There is but one logical deduction from the two cases.

The magistrates hold property to have exactly six times the value of life.

Margaret Kelly was too avaricious.

She might have stolen the engineer’s nose, or one of his eyes, or a bit of his shoulder, or half a leg, or any other portion of him, at scarcely a sixth of the risk, and with the moral advantage of a lecture into the bargain.

Limbs are not property in magistrates’ eyes, and it is only in offences against property that they have the heart to punish.

ASSAULTS, NOT BROKEN WINDOWS

If the men who assaulted Wincott had attempted to touch his beef or had encouraged each other to steal his bones, or even broken his windows, they would have received sentences adequate to their deserts.

Ruffians may cut off an ear from a man’s body, but not steak from his beef; smash his eyes, but not his glass window.

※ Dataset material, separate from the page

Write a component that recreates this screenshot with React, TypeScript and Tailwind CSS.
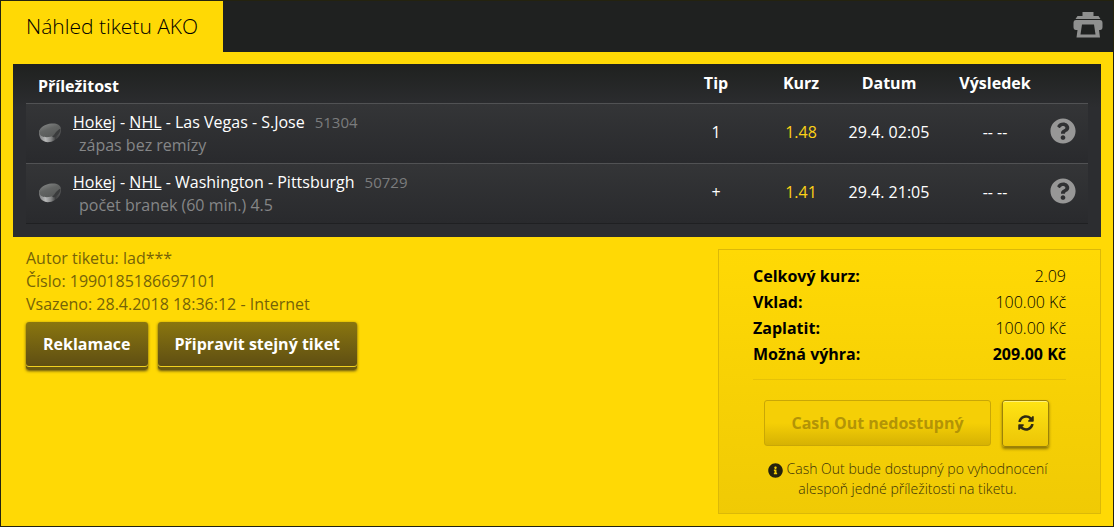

Indeed, the latter article has recently been specially protected, and the ruffian who crushes a skull with fearless enjoyment would shrink back horrified from the idea of crushing plate glass.

NOT THE FAULT OF THE LAW

It is too bad, and the worst of it is that it is not the fault of the law.

Opinion could alter that, but opinion has no more weight io police-courts than the common law seems to retain.

When magistrates allow a parcel of ruffians to mutilate their police without sending them up for trial, what protection can the public expect?

It is fortunate for London, as well as for the general interests of society, that murder cannot be tried before a stipendiary magistrate.

If it were, we should soon have assassination a trade, as it is in Rome, and manslaughter held to require only a moral rebuke.